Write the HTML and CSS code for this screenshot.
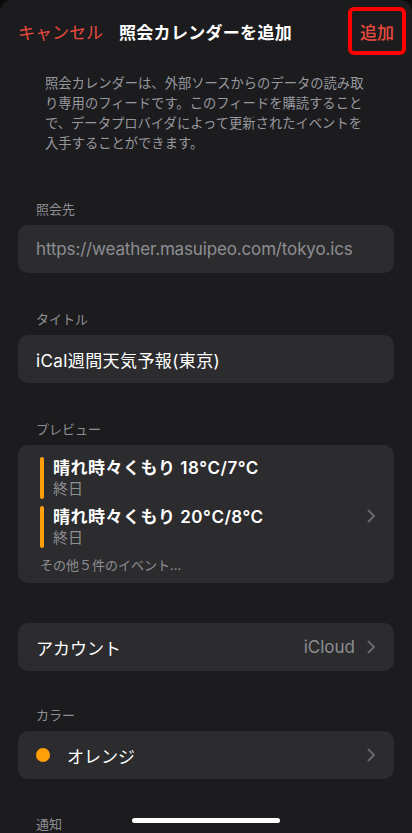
FILE: index.html
```html
<!DOCTYPE html>
<html lang="ja">
<head>
<meta charset="utf-8">
<meta name="viewport" content="width=device-width, initial-scale=1">
<link rel="stylesheet" href="styles.css">
<title>照会カレンダーを追加</title>
</head>
<body>
<div class="sheet">
  <header class="nav">
    <span class="nav-cancel">キャンセル</span>
    <span class="nav-title">照会カレンダーを追加</span>
    <span class="nav-add">追加</span>
  </header>

  <p class="desc">照会カレンダーは、外部ソースからのデータの読み取<br>り専用のフィードです。このフィードを購読すること<br>で、データプロバイダによって更新されたイベントを<br>入手することができます。</p>

  <section class="section s-url">
    <div class="label">照会先</div>
    <div class="card row"><span class="muted url">https://weather.masuipeo.com/tokyo.ics</span></div>
  </section>

  <section class="section s-title">
    <div class="label">タイトル</div>
    <div class="card row"><span class="title-val">iCal週間天気予報(東京)</span></div>
  </section>

  <section class="section s-preview">
    <div class="label">プレビュー</div>
    <div class="card preview">
      <div class="events">
        <div class="event">
          <span class="bar"></span>
          <div class="event-text">
            <div class="event-title">晴れ時々くもり 18°C/7°C</div>
            <div class="event-sub">終日</div>
          </div>
        </div>
        <div class="event">
          <span class="bar"></span>
          <div class="event-text">
            <div class="event-title">晴れ時々くもり 20°C/8°C</div>
            <div class="event-sub">終日</div>
          </div>
        </div>
        <div class="more">その他５件のイベント...</div>
      </div>
      <svg class="chev" width="9" height="14" viewBox="0 0 9 14"><path d="M1.5 1.5 L7 7 L1.5 12.5" fill="none" stroke="currentColor" stroke-width="2" stroke-linecap="round" stroke-linejoin="round"/></svg>
    </div>
  </section>

  <section class="section s-account">
    <div class="card row">
      <span class="grow">アカウント</span>
      <span class="muted">iCloud</span>
      <svg class="chev" width="9" height="14" viewBox="0 0 9 14"><path d="M1.5 1.5 L7 7 L1.5 12.5" fill="none" stroke="currentColor" stroke-width="2" stroke-linecap="round" stroke-linejoin="round"/></svg>
    </div>
  </section>

  <section class="section s-color">
    <div class="label">カラー</div>
    <div class="card row">
      <span class="dot"></span>
      <span class="grow">オレンジ</span>
      <svg class="chev" width="9" height="14" viewBox="0 0 9 14"><path d="M1.5 1.5 L7 7 L1.5 12.5" fill="none" stroke="currentColor" stroke-width="2" stroke-linecap="round" stroke-linejoin="round"/></svg>
    </div>
  </section>

  <section class="section s-notify">
    <div class="label">通知</div>
    <div class="card row"><span class="grow">通知を除去</span></div>
  </section>
</div>
<div class="home-indicator"></div>
</body>
</html>
```

FILE: styles.css
```css
* { box-sizing: border-box; }

html, body {
  margin: 0;
  padding: 0;
  background: #0c0c0d;
}

body {
  font-family: "Inter", "Noto Sans CJK JP", sans-serif;
  color: #ffffff;
  -webkit-font-smoothing: antialiased;
}

.sheet {
  background: #1c1c1e;
  border-radius: 12px 12px 0 0;
  min-height: 1000px;
  padding-bottom: 40px;
}

.nav {
  display: flex;
  align-items: center;
  height: 62px;
  padding: 0 6px 0 18px;
  font-size: 17px;
}

.nav-cancel {
  color: #eb4b3f;
}

.nav-title {
  margin-left: 16px;
  font-weight: 600;
  letter-spacing: 0.3px;
  flex: 1;
}

.nav-add {
  display: flex;
  align-items: center;
  justify-content: center;
  width: 58px;
  height: 48px;
  border: 4px solid #ff0000;
  border-radius: 6px;
  color: #eb4b3f;
  font-weight: 500;
}

.desc {
  margin: 0;
  padding: 11px 40px 0 45px;
  font-size: 13.3px;
  line-height: 20px;
  color: #98989e;
}

.section {
  margin-top: 37px;
}

.s-url { margin-top: 47px; }
.s-account { margin-top: 40px; }
.s-color { margin-top: 35px; }
.s-notify { margin-top: 36px; }

.label {
  padding: 0 36px;
  font-size: 13px;
  line-height: 18px;
  color: #8e8e93;
  margin-bottom: 7px;
}

.card {
  margin: 0 18px;
  background: #2c2c2e;
  border-radius: 10px;
}

.row {
  display: flex;
  align-items: center;
  height: 48px;
  padding: 0 18px 0 18px;
  font-size: 17px;
}

.grow { flex: 1; }

.muted { color: #8e8e93; }

.url { letter-spacing: -0.15px; }

.title-val { letter-spacing: 0.4px; }

.chev {
  color: #68686d;
  margin-left: 12px;
  flex: none;
}

.preview {
  display: flex;
  align-items: center;
  padding: 12px 18px 9px 22px;
}

.events {
  flex: 1;
  display: flex;
  flex-direction: column;
  gap: 7px;
}

.event {
  display: flex;
  gap: 9px;
}

.bar {
  width: 4px;
  border-radius: 2px;
  background: #ff9f0a;
  flex: none;
}

.event-title {
  font-size: 17px;
  font-weight: 600;
  line-height: 22px;
  letter-spacing: 0.5px;
}

.event-sub {
  font-size: 15px;
  line-height: 20px;
  color: #8e8e93;
}

.more {
  font-size: 13px;
  line-height: 18px;
  color: #8e8e93;
  margin-top: 1px;
}

.dot {
  width: 14px;
  height: 14px;
  border-radius: 50%;
  background: #ff9f0a;
  margin-right: 17px;
  flex: none;
}

.home-indicator {
  position: fixed;
  left: 132px;
  bottom: 10px;
  width: 148px;
  height: 5px;
  border-radius: 3px;
  background: #ffffff;
}
```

+ + + + +

_GOAL OF THE EXERCISE_
Pictures are to be left out; repeat all the remaining data exactly.

_TASK RESPONSE_
Write the HTML and CSS code for this screenshot.
FILE: index.html
```html
<!DOCTYPE html>
<html lang="ja">
<head>
<meta charset="utf-8">
<meta name="viewport" content="width=device-width, initial-scale=1">
<link rel="stylesheet" href="styles.css">
<title>照会カレンダーを追加</title>
</head>
<body>
<div class="sheet">
  <header class="nav">
    <span class="nav-cancel">キャンセル</span>
    <span class="nav-title">照会カレンダーを追加</span>
    <span class="nav-add">追加</span>
  </header>

  <p class="desc">照会カレンダーは、外部ソースからのデータの読み取<br>り専用のフィードです。このフィードを購読すること<br>で、データプロバイダによって更新されたイベントを<br>入手することができます。</p>

  <section class="section s-url">
    <div class="label">照会先</div>
    <div class="card row"><span class="muted url">https://weather.masuipeo.com/tokyo.ics</span></div>
  </section>

  <section class="section s-title">
    <div class="label">タイトル</div>
    <div class="card row"><span class="title-val">iCal週間天気予報(東京)</span></div>
  </section>

  <section class="section s-preview">
    <div class="label">プレビュー</div>
    <div class="card preview">
      <div class="events">
        <div class="event">
          <span class="bar"></span>
          <div class="event-text">
            <div class="event-title">晴れ時々くもり 18°C/7°C</div>
            <div class="event-sub">終日</div>
          </div>
        </div>
        <div class="event">
          <span class="bar"></span>
          <div class="event-text">
            <div class="event-title">晴れ時々くもり 20°C/8°C</div>
            <div class="event-sub">終日</div>
          </div>
        </div>
        <div class="more">その他５件のイベント...</div>
      </div>
      <svg class="chev" width="9" height="14" viewBox="0 0 9 14"><path d="M1.5 1.5 L7 7 L1.5 12.5" fill="none" stroke="currentColor" stroke-width="2" stroke-linecap="round" stroke-linejoin="round"/></svg>
    </div>
  </section>

  <section class="section s-account">
    <div class="card row">
      <span class="grow">アカウント</span>
      <span class="muted">iCloud</span>
      <svg class="chev" width="9" height="14" viewBox="0 0 9 14"><path d="M1.5 1.5 L7 7 L1.5 12.5" fill="none" stroke="currentColor" stroke-width="2" stroke-linecap="round" stroke-linejoin="round"/></svg>
    </div>
  </section>

  <section class="section s-color">
    <div class="label">カラー</div>
    <div class="card row">
      <span class="dot"></span>
      <span class="grow">オレンジ</span>
      <svg class="chev" width="9" height="14" viewBox="0 0 9 14"><path d="M1.5 1.5 L7 7 L1.5 12.5" fill="none" stroke="currentColor" stroke-width="2" stroke-linecap="round" stroke-linejoin="round"/></svg>
    </div>
  </section>

  <section class="section s-notify">
    <div class="label">通知</div>
    <div class="card row"><span class="grow">通知を除去</span></div>
  </section>
</div>
<div class="home-indicator"></div>
</body>
</html>
```

FILE: styles.css
```css
* { box-sizing: border-box; }

html, body {
  margin: 0;
  padding: 0;
  background: #0c0c0d;
}

body {
  font-family: "Inter", "Noto Sans CJK JP", sans-serif;
  color: #ffffff;
  -webkit-font-smoothing: antialiased;
}

.sheet {
  background: #1c1c1e;
  border-radius: 12px 12px 0 0;
  min-height: 1000px;
  padding-bottom: 40px;
}

.nav {
  display: flex;
  align-items: center;
  height: 62px;
  padding: 0 6px 0 18px;
  font-size: 17px;
}

.nav-cancel {
  color: #eb4b3f;
}

.nav-title {
  margin-left: 16px;
  font-weight: 600;
  letter-spacing: 0.3px;
  flex: 1;
}

.nav-add {
  display: flex;
  align-items: center;
  justify-content: center;
  width: 58px;
  height: 48px;
  border: 4px solid #ff0000;
  border-radius: 6px;
  color: #eb4b3f;
  font-weight: 500;
}

.desc {
  margin: 0;
  padding: 11px 40px 0 45px;
  font-size: 13.3px;
  line-height: 20px;
  color: #98989e;
}

.section {
  margin-top: 37px;
}

.s-url { margin-top: 47px; }
.s-account { margin-top: 40px; }
.s-color { margin-top: 35px; }
.s-notify { margin-top: 36px; }

.label {
  padding: 0 36px;
  font-size: 13px;
  line-height: 18px;
  color: #8e8e93;
  margin-bottom: 7px;
}

.card {
  margin: 0 18px;
  background: #2c2c2e;
  border-radius: 10px;
}

.row {
  display: flex;
  align-items: center;
  height: 48px;
  padding: 0 18px 0 18px;
  font-size: 17px;
}

.grow { flex: 1; }

.muted { color: #8e8e93; }

.url { letter-spacing: -0.15px; }

.title-val { letter-spacing: 0.4px; }

.chev {
  color: #68686d;
  margin-left: 12px;
  flex: none;
}

.preview {
  display: flex;
  align-items: center;
  padding: 12px 18px 9px 22px;
}

.events {
  flex: 1;
  display: flex;
  flex-direction: column;
  gap: 7px;
}

.event {
  display: flex;
  gap: 9px;
}

.bar {
  width: 4px;
  border-radius: 2px;
  background: #ff9f0a;
  flex: none;
}

.event-title {
  font-size: 17px;
  font-weight: 600;
  line-height: 22px;
  letter-spacing: 0.5px;
}

.event-sub {
  font-size: 15px;
  line-height: 20px;
  color: #8e8e93;
}

.more {
  font-size: 13px;
  line-height: 18px;
  color: #8e8e93;
  margin-top: 1px;
}

.dot {
  width: 14px;
  height: 14px;
  border-radius: 50%;
  background: #ff9f0a;
  margin-right: 17px;
  flex: none;
}

.home-indicator {
  position: fixed;
  left: 132px;
  bottom: 10px;
  width: 148px;
  height: 5px;
  border-radius: 3px;
  background: #ffffff;
}
```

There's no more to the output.